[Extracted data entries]
==*==

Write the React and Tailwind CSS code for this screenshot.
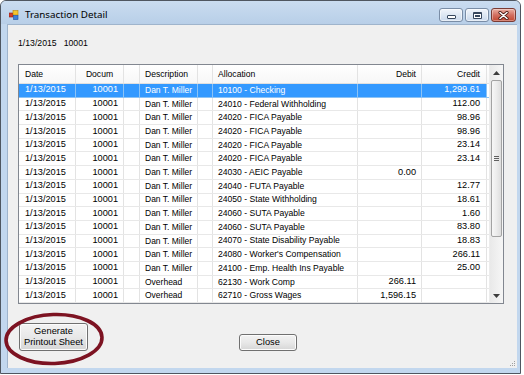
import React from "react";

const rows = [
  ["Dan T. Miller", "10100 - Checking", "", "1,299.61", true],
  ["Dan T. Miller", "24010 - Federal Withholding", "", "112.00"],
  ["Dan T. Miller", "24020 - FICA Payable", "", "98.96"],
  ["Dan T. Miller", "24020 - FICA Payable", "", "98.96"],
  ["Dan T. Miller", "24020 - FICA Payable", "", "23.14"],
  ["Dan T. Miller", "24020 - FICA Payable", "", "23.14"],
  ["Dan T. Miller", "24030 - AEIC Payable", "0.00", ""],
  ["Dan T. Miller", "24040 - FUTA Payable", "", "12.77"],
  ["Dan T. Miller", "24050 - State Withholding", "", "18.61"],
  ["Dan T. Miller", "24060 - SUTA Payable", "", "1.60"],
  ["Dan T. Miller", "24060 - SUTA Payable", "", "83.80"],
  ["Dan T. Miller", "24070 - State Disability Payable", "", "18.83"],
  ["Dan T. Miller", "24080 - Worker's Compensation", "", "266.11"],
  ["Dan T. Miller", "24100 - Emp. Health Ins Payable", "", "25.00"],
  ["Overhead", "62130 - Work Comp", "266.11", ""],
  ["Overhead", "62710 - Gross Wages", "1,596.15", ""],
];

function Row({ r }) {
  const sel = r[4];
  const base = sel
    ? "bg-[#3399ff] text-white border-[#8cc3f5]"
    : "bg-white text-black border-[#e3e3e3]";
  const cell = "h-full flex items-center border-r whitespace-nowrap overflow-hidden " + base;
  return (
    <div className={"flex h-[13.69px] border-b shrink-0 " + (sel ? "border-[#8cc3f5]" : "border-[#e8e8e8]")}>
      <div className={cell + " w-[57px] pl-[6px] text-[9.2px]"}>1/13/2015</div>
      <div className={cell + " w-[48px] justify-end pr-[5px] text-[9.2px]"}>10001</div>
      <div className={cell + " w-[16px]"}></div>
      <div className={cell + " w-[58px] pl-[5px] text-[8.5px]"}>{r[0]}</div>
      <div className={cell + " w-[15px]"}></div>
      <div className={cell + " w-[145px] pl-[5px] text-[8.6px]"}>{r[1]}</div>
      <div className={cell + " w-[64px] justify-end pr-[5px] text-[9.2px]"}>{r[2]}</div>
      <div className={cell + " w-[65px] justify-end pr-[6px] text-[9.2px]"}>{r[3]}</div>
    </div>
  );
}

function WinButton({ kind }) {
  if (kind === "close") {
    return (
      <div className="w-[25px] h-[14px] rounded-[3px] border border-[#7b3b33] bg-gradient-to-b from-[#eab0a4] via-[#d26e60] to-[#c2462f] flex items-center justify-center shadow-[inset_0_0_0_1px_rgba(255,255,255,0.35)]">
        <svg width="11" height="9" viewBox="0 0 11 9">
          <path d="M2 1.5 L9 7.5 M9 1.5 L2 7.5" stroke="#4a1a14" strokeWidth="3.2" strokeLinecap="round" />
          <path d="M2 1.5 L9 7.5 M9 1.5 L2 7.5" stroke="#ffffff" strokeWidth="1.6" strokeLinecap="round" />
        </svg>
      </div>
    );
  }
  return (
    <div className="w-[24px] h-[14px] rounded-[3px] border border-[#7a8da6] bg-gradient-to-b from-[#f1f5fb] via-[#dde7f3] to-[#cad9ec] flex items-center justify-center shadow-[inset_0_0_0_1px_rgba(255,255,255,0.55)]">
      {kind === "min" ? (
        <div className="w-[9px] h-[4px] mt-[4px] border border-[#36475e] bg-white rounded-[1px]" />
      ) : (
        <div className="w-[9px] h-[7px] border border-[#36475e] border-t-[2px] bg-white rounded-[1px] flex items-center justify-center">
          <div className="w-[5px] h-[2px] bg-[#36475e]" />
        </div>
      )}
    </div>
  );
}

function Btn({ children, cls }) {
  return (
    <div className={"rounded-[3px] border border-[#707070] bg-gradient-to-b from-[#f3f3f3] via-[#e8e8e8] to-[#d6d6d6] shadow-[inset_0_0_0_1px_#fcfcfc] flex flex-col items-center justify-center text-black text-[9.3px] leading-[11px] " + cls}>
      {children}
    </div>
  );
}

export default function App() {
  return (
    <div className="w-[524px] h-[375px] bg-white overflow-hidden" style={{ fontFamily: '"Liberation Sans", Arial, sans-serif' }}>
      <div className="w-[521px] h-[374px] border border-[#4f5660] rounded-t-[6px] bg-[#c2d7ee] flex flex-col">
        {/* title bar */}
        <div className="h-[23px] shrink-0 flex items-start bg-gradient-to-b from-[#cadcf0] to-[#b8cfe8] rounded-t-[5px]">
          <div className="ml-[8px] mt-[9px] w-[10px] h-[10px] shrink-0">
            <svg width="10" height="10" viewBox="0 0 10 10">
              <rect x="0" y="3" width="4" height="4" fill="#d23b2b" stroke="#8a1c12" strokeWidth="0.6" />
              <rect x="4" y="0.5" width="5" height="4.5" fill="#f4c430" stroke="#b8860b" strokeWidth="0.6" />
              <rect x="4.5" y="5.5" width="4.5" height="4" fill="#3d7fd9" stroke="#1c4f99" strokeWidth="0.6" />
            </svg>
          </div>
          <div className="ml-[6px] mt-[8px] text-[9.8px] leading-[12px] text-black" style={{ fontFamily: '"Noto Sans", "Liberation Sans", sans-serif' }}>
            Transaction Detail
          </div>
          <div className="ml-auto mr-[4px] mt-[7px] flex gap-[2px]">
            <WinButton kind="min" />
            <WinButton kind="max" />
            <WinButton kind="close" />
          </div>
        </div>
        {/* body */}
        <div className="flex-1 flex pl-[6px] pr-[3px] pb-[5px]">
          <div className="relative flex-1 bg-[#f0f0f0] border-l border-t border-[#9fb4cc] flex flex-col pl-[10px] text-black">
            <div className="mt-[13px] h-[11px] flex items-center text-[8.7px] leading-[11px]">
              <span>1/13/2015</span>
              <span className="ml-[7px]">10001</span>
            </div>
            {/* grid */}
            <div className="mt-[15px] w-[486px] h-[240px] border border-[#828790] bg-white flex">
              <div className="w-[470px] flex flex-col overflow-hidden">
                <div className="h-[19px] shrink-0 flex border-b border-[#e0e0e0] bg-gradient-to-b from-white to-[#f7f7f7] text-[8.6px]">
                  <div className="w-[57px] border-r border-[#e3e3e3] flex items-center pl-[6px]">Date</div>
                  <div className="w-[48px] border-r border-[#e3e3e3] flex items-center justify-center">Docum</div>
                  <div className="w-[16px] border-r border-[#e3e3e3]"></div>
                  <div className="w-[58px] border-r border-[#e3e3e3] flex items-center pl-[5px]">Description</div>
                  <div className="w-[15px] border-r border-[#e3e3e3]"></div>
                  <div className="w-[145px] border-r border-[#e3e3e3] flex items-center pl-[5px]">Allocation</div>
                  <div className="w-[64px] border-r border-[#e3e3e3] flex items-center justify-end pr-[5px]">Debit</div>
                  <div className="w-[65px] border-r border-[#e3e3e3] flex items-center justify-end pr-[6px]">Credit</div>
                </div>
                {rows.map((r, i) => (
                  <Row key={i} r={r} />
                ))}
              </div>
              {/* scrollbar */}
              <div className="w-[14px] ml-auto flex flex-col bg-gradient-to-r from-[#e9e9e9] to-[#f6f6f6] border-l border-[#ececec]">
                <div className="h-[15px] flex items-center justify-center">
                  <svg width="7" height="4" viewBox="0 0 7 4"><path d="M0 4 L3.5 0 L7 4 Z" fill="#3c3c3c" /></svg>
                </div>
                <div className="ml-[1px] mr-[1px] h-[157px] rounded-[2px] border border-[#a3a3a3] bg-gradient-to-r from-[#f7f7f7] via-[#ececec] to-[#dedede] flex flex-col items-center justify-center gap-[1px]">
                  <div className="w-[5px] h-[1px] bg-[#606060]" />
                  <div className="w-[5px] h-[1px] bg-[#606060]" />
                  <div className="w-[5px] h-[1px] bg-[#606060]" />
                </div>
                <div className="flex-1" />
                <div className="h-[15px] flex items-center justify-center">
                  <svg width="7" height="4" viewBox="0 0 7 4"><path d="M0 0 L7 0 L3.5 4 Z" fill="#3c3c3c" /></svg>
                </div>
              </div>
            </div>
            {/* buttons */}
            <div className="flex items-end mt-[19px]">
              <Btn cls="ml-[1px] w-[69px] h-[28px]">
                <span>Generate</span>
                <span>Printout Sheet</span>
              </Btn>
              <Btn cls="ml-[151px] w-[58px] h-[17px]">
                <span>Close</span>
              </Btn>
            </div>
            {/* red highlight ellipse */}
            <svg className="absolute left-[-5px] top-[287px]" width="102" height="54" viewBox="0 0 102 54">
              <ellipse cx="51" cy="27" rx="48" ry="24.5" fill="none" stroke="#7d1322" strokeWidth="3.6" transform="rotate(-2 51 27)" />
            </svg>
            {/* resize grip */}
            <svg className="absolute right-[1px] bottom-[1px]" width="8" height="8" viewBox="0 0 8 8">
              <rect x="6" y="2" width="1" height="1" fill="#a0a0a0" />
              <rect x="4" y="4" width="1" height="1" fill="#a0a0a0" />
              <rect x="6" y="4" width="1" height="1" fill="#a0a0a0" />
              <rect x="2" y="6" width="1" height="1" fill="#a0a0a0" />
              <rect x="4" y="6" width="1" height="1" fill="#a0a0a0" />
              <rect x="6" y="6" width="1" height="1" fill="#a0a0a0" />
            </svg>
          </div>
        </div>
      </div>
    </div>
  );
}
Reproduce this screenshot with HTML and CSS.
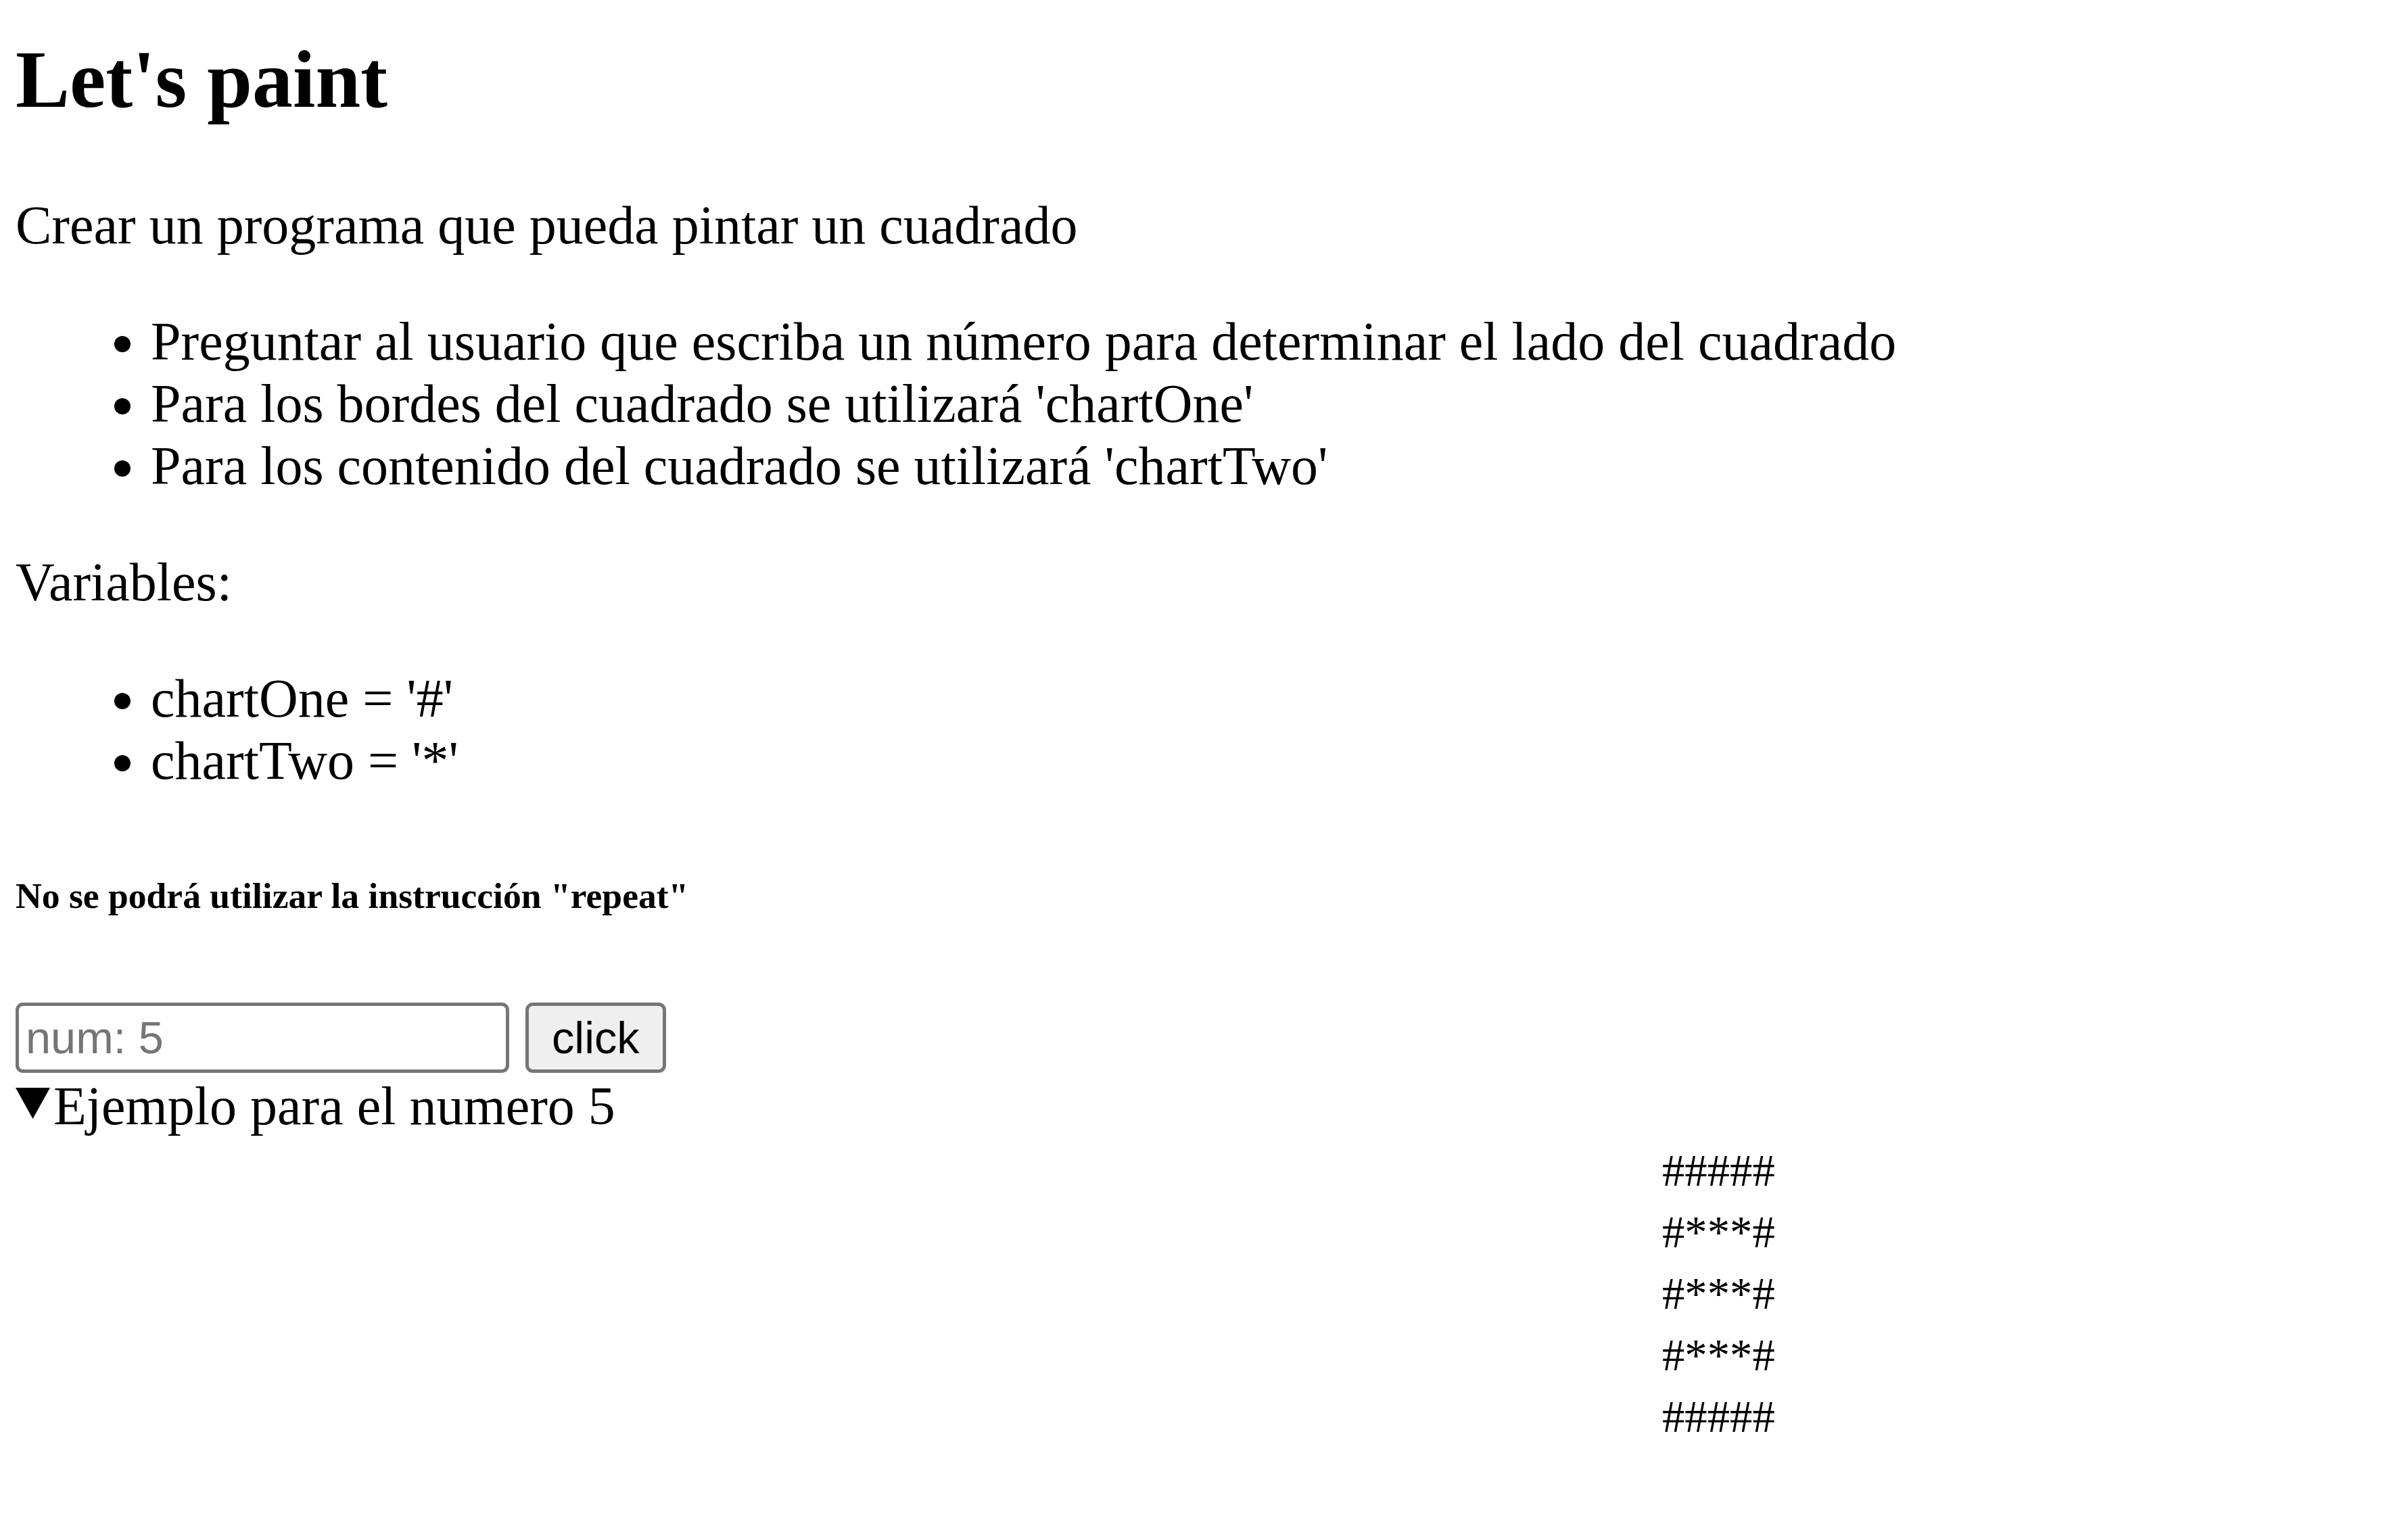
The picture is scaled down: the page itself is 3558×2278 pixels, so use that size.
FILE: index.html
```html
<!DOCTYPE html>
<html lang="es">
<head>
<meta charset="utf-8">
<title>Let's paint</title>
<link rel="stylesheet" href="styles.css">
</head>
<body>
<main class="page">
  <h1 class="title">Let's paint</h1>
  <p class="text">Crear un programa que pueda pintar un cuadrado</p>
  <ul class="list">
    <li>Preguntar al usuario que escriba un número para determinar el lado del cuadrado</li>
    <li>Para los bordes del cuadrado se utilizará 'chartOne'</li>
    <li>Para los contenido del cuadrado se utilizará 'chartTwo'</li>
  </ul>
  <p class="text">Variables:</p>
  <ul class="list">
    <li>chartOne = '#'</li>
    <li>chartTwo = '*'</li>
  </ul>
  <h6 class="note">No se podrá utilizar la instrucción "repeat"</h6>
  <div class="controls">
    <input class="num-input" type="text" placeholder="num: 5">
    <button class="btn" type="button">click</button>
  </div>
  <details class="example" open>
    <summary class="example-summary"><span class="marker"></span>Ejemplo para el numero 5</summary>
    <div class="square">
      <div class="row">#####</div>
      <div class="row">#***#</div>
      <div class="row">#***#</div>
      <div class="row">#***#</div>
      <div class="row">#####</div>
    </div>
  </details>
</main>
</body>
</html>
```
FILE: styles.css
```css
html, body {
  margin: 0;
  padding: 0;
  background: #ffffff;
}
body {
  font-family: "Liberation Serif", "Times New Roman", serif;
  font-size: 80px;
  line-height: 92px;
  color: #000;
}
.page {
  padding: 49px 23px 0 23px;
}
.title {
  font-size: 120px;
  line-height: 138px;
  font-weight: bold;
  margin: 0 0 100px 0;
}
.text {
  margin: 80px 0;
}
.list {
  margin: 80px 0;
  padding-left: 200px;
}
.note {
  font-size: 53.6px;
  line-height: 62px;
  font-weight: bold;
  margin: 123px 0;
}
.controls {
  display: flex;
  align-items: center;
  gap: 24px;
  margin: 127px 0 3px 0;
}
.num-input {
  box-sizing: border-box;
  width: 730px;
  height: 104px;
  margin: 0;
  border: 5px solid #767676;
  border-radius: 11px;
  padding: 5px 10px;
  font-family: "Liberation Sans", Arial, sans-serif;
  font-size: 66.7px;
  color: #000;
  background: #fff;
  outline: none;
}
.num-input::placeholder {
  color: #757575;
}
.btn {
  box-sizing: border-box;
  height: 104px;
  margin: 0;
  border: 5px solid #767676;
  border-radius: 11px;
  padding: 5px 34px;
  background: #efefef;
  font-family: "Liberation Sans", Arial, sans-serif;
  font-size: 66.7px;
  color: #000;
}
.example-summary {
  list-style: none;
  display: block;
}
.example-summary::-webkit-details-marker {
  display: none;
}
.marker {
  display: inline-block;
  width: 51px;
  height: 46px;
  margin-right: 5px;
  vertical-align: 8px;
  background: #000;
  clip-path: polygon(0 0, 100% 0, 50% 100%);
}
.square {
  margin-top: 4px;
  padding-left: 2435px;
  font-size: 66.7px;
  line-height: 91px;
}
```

==*==

> _WHAT TO DO_: Search the entries for the word "this", then gather every line that has it.

> _THE RESPONSE_:
Write the React and Tailwind CSS code for this screenshot.
Reproduce this screenshot with HTML and CSS.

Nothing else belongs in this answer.